The political money and banking system disempowers communities and enables a small elite to use the present centralized control mechanisms to their own advantage and purpose. It misallocates credit, making it both scarce and expensive for the productive private sector while enabling central governments to circumvent, by deficit spending, the natural limits imposed by its above-board revenue streams. Read more..

That article also explains how the “Greenback solution” being proposed by many monetary reformers, fails to address the fundamentally undemocratic nature of centralized control of money.

Be sure also to view the important imbedded videos on this site featuring Peter Schiff, Matt Taibi, and Congressman Alan Grayson.

This is a time of transition that requires us to inform ourselves and to take responsibility for our own health, education, and wellbeing, not in isolation but in communities of cooperation, sharing, and mutual support.  –t.h.g.

More Interviews

Over the past few months I’ve given many interviews in which I answer questions and discuss my ideas about money, the exchange process, and how to make the transition to a steady-state economy and a more just and peaceful world.

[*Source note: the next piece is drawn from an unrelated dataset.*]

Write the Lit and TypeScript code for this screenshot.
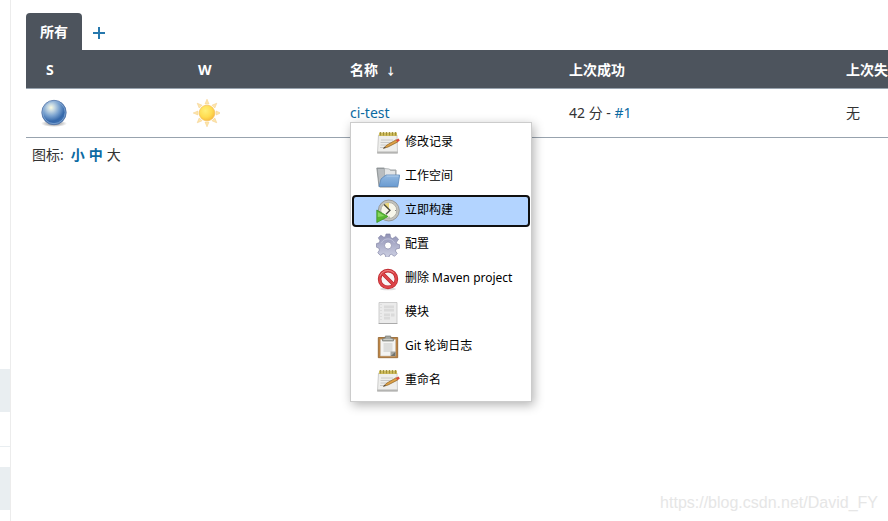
import { LitElement, html, css, svg } from "lit";
import { customElement } from "lit/decorators.js";
import { classMap } from "lit/directives/class-map.js";

const notepad = svg`
  <path d="M2.500 4h18.500l.5 18H1.500z" fill="#eeeeec" stroke="#c2c2c0" stroke-width=".8"/>
  <path d="M1.500 20.500h20l.3 2H1z" fill="#b4b4b2"/>
  <path d="M3 1.500h18V5H3z" fill="#cdbb5c"/>
  <path d="M4.500 1v3.500M7.500 1v3.500M10.500 1v3.500M13.500 1v3.500M16.500 1v3.500M19.500 1v3.500" stroke="#9a8a35" stroke-width=".9"/>
  <path d="M5 9h12M4.500 11.500h11M4.500 14h7M4 16.500h4" stroke="#c4c4c4" stroke-width=".9"/>
  <path d="M7.500 17.200l3.500-3.200L20.300 8.700l1.500 2.200-9.800 5.100z" fill="#dfa145" stroke="#94692c" stroke-width=".8"/>
  <path d="M19.800 8.900l2.700-1.400 1.300 2-2.300 1.700z" fill="#d8493b"/>
  <path d="M7 17.500l1.900-1.800.9 1.200z" fill="#444"/>`;

const icons = {
  notepad,
  folder: svg`
    <path d="M.800 3h7.500L9.500 5H20v16.500H3z" fill="#9ca1a4" stroke="#868b8e" stroke-width=".8"/>
    <path d="M1.800 4h6l1 17H3.500z" fill="#b9bdc0"/>
    <path d="M8.500 3.500l5 .5 1 1.500h5V12h-11z" fill="#e3e5e6" stroke="#a9adb0" stroke-width=".8"/>
    <path d="M5 14L8 11.500 10 10H23.700L21.800 21.700H3z" fill="url(#fold)" stroke="#5a86b8" stroke-width=".8"/>
    <path d="M10.500 11h12" stroke="#bdd5ee" stroke-width=".8"/>
    <path d="M4 22.500h18" stroke="#bbb" stroke-width=".8"/>`,
  clock: svg`
    <circle cx="12.800" cy="11.500" r="10.500" fill="#c3c3be" stroke="#8c8c86" stroke-width=".8"/>
    <circle cx="12.800" cy="11.500" r="8" fill="#f7f6ea" stroke="#a5a59c" stroke-width=".8"/>
    <path d="M13 11.500V3.800A8 8 0 0 0 7.500 6z" fill="#e8d47a"/>
    <path d="M8 5.500l6 5.800-4 4" fill="none" stroke="#4a4a46" stroke-width="1.300"/>
    <path d="M20.300 11.500H19M13 19v-1.500" stroke="#888"/>
    <path d="M.800 11L12 17.500.800 23.500z" fill="#58b732" stroke="#3c9426" stroke-width=".8"/>
    <path d="M1.800 13l6.700 4-6.700 1z" fill="#88d760"/>`,
  gear: svg`
    <g fill="url(#gear)" stroke="#8587a8" stroke-width=".7">
      <path d="M10 1h4l.6 3.600 2 .9L19.800 3.500l2.700 2.700-2.100 3.100.8 1.800 2.300.6v3.600l-3.200.6-.9 2 1.800 2.700-2.700 2.700-3.100-2-1.800.7-.7 2.300H9.800l-.7-2.800-1.900-.8-2.900 1.700-2.500-2.600 1.700-2.800-.7-1.900L.5 14.200v-3.600l2.700-.8.8-2-1.700-3 2.600-2.500 3 2 1.600-.7z"/>
      <circle cx="12" cy="12.500" r="3.500" fill="#fff"/>
    </g>
    <path d="M5.500 10a7.200 7.200 0 0 1 13 0" fill="none" stroke="#c3c6dd" stroke-width=".8"/>`,
  stop: svg`
    <ellipse cx="12" cy="22" rx="8" ry="1.300" fill="#ddd"/>
    <circle cx="12" cy="12" r="8.400" fill="#f8f6f6" stroke="#b9262c" stroke-width="3.600"/>
    <path d="M6 6l12 12" stroke="#b9262c" stroke-width="3.600"/>
    <circle cx="12" cy="12" r="8.400" fill="none" stroke="#dd4549" stroke-width="2.300"/>
    <path d="M6 6l12 12" stroke="#dd4549" stroke-width="2.300"/>
    <path d="M4 9a8.500 8.500 0 0 1 14-3" fill="none" stroke="#f09393" stroke-width=".8"/>`,
  module: svg`
    <path d="M3 1.500h18v21H3z" fill="#ebebeb" stroke="#c3c3c3" stroke-width=".8"/>
    <path d="M5 3v18" stroke="#cfcfcf" stroke-dasharray="1 2"/>
    <path d="M8 4.500h10v6H8zM8 12.500h6v6H8zM15 12.500h3.500v3H15z" fill="#dadada"/>
    <path d="M8 7.500h10M8 15.500h6" stroke="#e6e6e6"/>
    <path d="M2.600 22.500h18.800" stroke="#aaa"/>`,
  clipboard: svg`
    <path d="M2.300 2.500h19.400v20.200H2.300z" fill="#bd8443" stroke="#8e602b" stroke-width=".8"/>
    <path d="M4.500 4.500h15V21h-15z" fill="#f4f4f3" stroke="#c9c3b8" stroke-width=".6"/>
    <path d="M7.500 8h9v9h-9z" fill="#dcdddc"/>
    <path d="M14.500 21v-4.500h5z" fill="#a5a6a2"/>
    <path d="M19.500 16.500V21h-5z" fill="#72736d"/>
    <path d="M6.500 6V3.700l2.800-.6V1h5.400v2.100l2.800.6V6z" fill="#a3a6a1" stroke="#7b7e79" stroke-width=".7"/>
    <path d="M7.500 4.400h9" stroke="#cfd1cc"/>`,
};

interface MenuEntry {
  label: string;
  icon: keyof typeof icons;
  active?: boolean;
}

const entries: MenuEntry[] = [
  { label: "修改记录", icon: "notepad" },
  { label: "工作空间", icon: "folder" },
  { label: "立即构建", icon: "clock", active: true },
  { label: "配置", icon: "gear" },
  { label: "删除 Maven project", icon: "stop" },
  { label: "模块", icon: "module" },
  { label: "Git 轮询日志", icon: "clipboard" },
  { label: "重命名", icon: "notepad" },
];

@customElement("job-menu")
export class JobMenu extends LitElement {
  static styles = css`
    :host {
      display: block;
      box-sizing: border-box;
      padding: 4px 1px;
      background: #fff;
      border: 1px solid #ccc;
      box-shadow: 2px 3px 10px rgba(0, 0, 0, 0.3);
    }
    .list {
      display: flex;
      flex-direction: column;
      gap: 2px;
    }
    .item {
      display: flex;
      align-items: center;
      gap: 5px;
      box-sizing: border-box;
      height: 32px;
      padding: 0 16px 0 22px;
      border: 2px solid transparent;
      border-radius: 4px;
      color: #000;
      font-size: 12px;
      line-height: 16px;
      text-decoration: none;
      white-space: nowrap;
    }
    .active {
      background: #b3d4ff;
      border-color: #101010;
    }
    .icon {
      flex: none;
      width: 24px;
      height: 24px;
    }
    .label {
      padding-bottom: 2px;
    }
  `;

  render() {
    return html`<nav class="list" aria-label="ci-test">
      ${entries.map(
        (e) => html`<a href="#" class=${classMap({ item: true, active: !!e.active })}>
          <svg class="icon" viewBox="0 0 24 24" aria-hidden="true">
            <defs>
              <linearGradient id="fold" x2="0" y2="1">
                <stop stop-color="#93b8e0" /><stop offset="1" stop-color="#6a9bd1" />
              </linearGradient>
              <linearGradient id="gear" x2="0" y2="1">
                <stop stop-color="#9092b5" /><stop offset="1" stop-color="#cdd0e3" />
              </linearGradient>
            </defs>
            ${icons[e.icon]}
          </svg>
          <span class="label">${e.label}</span>
        </a>`
      )}
    </nav>`;
  }
}

@customElement("app-root")
export class AppRoot extends LitElement {
  static styles = css`
    :host {
      display: flex;
      min-height: 100vh;
      overflow: hidden;
      position: relative;
      background: #fff;
      color: #333;
      font-family: "Noto Sans", "Noto Sans CJK SC", sans-serif;
      font-size: 14px;
      line-height: 20px;
    }
    .side {
      flex: none;
      display: flex;
      flex-direction: column;
      justify-content: flex-end;
      box-sizing: border-box;
      width: 11px;
      padding-bottom: 11px;
      border-right: 1px solid #ececec;
    }
    .block {
      height: 43px;
      background: #e9eef1;
    }
    .rule {
      height: 1px;
      margin: 34px 0 20px;
      background: #e9eef1;
    }
    main {
      flex: 1;
      min-width: 0;
      padding: 13px 0 0 15px;
    }
    .tabs {
      display: flex;
      height: 37px;
    }
    .tab,
    .add {
      padding: 0 14px;
      border: 0;
      font: inherit;
    }
    .tab {
      border-radius: 4px 4px 0 0;
      background: #4d545d;
      color: #fff;
      font-weight: 700;
    }
    .add {
      display: flex;
      align-items: center;
      padding: 2px 11px 0;
      background: none;
    }
    .plus {
      width: 12px;
      height: 12px;
    }
    table {
      width: 100%;
      table-layout: fixed;
      border-collapse: separate;
      border-spacing: 0;
    }
    .narrow {
      width: 152px;
    }
    .name {
      width: 219px;
    }
    .success {
      width: 277px;
    }
    th,
    td {
      padding: 0 0 0 20px;
      border-bottom: 1px solid #98a3ae;
      text-align: left;
      white-space: nowrap;
    }
    th {
      height: 36px;
      padding-top: 2px;
      background: #4d545d;
      color: #fff;
    }
    td {
      height: 48px;
    }
    .status {
      padding-left: 14px;
    }
    .ball {
      display: block;
      width: 28px;
      height: 28px;
    }
    .sort {
      margin-left: 4px;
      font-family: "Noto Sans CJK SC", sans-serif;
      font-size: 10px;
      line-height: 12px;
    }
    a {
      color: #0b6aa2;
      text-decoration: none;
    }
    .job {
      position: relative;
      display: inline-block;
    }
    .menu {
      position: absolute;
      z-index: 1;
      top: 19px;
      left: 0;
    }
    .sizes {
      display: flex;
      gap: 4px;
      padding: 7px 6px;
    }
    .sizes a {
      font-weight: 700;
    }
    .caption {
      margin-right: 3px;
    }
    .mark {
      position: absolute;
      right: 10px;
      bottom: 8px;
      color: #e6e6e6;
      font-family: "Liberation Sans", sans-serif;
      font-size: 16px;
    }
  `;

  render() {
    return html`
      <aside class="side">
        <div class="block"></div>
        <div class="rule"></div>
        <div class="block"></div>
      </aside>
      <main>
        <div class="tabs">
          <button class="tab">所有</button>
          <button class="add" aria-label="新建视图">
            <svg class="plus" viewBox="0 0 12 12">
              <path d="M6 0v12M0 6h12" stroke="#2678ad" stroke-width="2" />
            </svg>
          </button>
        </div>
        <table>
          <colgroup>
            <col class="narrow" />
            <col class="narrow" />
            <col class="name" />
            <col class="success" />
            <col />
          </colgroup>
          <thead>
            <tr>
              <th>S</th>
              <th>W</th>
              <th>名称 <span class="sort">↓</span></th>
              <th>上次成功</th>
              <th>上次失败</th>
            </tr>
          </thead>
          <tbody>
            <tr>
              <td class="status">
                <svg class="ball" viewBox="0 0 28 28" aria-hidden="true">
                  <defs>
                    <radialGradient id="blue" cx=".38" cy=".3" r=".68">
                      <stop stop-color="#fbfbe0" />
                      <stop offset=".22" stop-color="#c3d6e2" />
                      <stop offset=".5" stop-color="#7ba3d0" />
                      <stop offset=".82" stop-color="#3568aa" />
                      <stop offset="1" stop-color="#3f72b2" />
                    </radialGradient>
                    <radialGradient id="shade">
                      <stop stop-color="#777" />
                      <stop offset="1" stop-color="#777" stop-opacity="0" />
                    </radialGradient>
                  </defs>
                  <ellipse cx="14" cy="24.500" rx="13" ry="3.500" fill="url(#shade)" />
                  <circle cx="14" cy="13.500" r="12.200" fill="url(#blue)" stroke="#5474a6" stroke-width=".8" />
                  <circle cx="14" cy="13.500" r="11.200" fill="none" stroke="#90b1d8" stroke-width=".7" />
                </svg>
              </td>
              <td class="status">
                <svg class="ball" viewBox="0 0 28 28" aria-hidden="true">
                  <defs>
                    <radialGradient id="sun" cx=".4" cy=".35" r=".7">
                      <stop stop-color="#fff07a" />
                      <stop offset=".6" stop-color="#ffdc50" />
                      <stop offset="1" stop-color="#f6b73c" />
                    </radialGradient>
                  </defs>
                  <g fill="#fde5ac" stroke="#f6d391" stroke-width=".6">
                    ${[0, 45, 90, 135, 180, 225, 270, 315].map(
                      (a) => svg`<path d="M13 5L15 .2L17 5z" transform=${`rotate(${a} 15 14)`} />`
                    )}
                  </g>
                  <circle cx="15" cy="14" r="7.800" fill="url(#sun)" stroke="#f5bf58" stroke-width=".7" />
                </svg>
              </td>
              <td>
                <div class="job"><a href="#">ci-test</a><job-menu class="menu"></job-menu></div>
              </td>
              <td>42 分 - <a href="#">#1</a></td>
              <td>无</td>
            </tr>
          </tbody>
        </table>
        <div class="sizes">
          <span class="caption">图标:</span><a href="#">小</a><a href="#">中</a><span>大</span>
        </div>
      </main>
      <div class="mark">https://blog.csdn.net/David_FY</div>
    `;
  }
}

I try to post links to those interviews here on my blog. You’ll find them in the sidebar to the right under “My Audio-visual Presentations.”

One of these, is an 11 minute excerpt titled, Towards a Credit Commons with Thomas H. Greco, Jr., posted on the New Dimensions Radio website at the New Dimensions Café. You can download it from there. The full interview is scheduled to air during the week of September 23-29, 2009. Check the New Dimensions website for radio stations in your area, or to find out about other Listening Options.

I’ve also just posted the interview I did with Joyce Riley for her Power Hour radio show on June 30, 2009, and will soon be posting a follow-up interview with her that was recorded on July 29. That program will also feature commercial trade exchange operator, Annette Riggs (Community Connect), who answers questions about the practical details of operating a private cashless trading system.